Now that he’s repelled the Russians from his Alaskan hometown (Man on Ice, 2019), Maj. Rake Ozenna of the Alaska National Guard finds himself battling them in the Eastern Hemisphere.
Although Rake’s foes fly the same flag as in his debut, they’re considerably more fractured this time around. Nuclear submarine expert Artyom Semenov, Rake's ex-fiancee Dr. Carrie Walker’s uncle, for years a loyal Russian, is suddenly acting as if he wants to defect immediately and bring with him a thumb drive filled with unspecified secrets. Col. Ruslan Yumatov, a strategically placed officer who’s already betrayed one would-be defector, is determined to stop this one as well.
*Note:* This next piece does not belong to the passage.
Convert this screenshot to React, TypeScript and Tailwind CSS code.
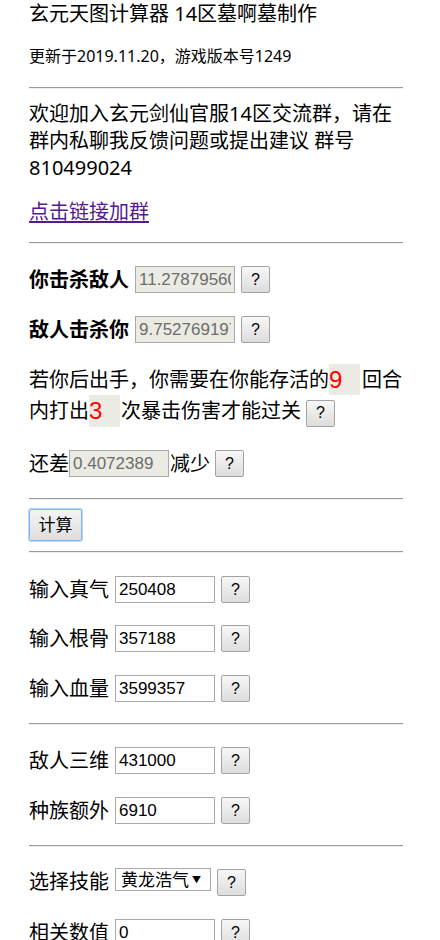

Sergey Grizlov, Russia’s charismatic new foreign minister, is clearly angling to succeed President Viktor Lagutov sooner than his boss expects. When Carrie heads to the old country to give her uncle whatever help she can and then finds out it’s not nearly enough, she immediately has to go on the run herself, unable to decide which of the sharply conflicting parties who offer to protect her from the others she can actually trust. Despite having broken off their engagement, she sends an SOS to Rake, whose friendship with Detective Mikki Wekstatt, an Alaska State Trooper seconded to the Norwegian Police Service, brings him into uncomfortably close contact with a routine interview that turns into a blood bath. Even though she makes all the right decisions, Carrie gets kidnapped anyway; the body count rises alarmingly; and the villains plot a game-changing double assassination. Can Rake and his allies possibly cut through the fog of triple-crosses and alliances of convenience to rescue Carrie and make the world safe, if not for democracy, at least for Rake’s next adventure?
The pace is furious, the casualty list breathtaking, and the plotters exactly whom you suspected.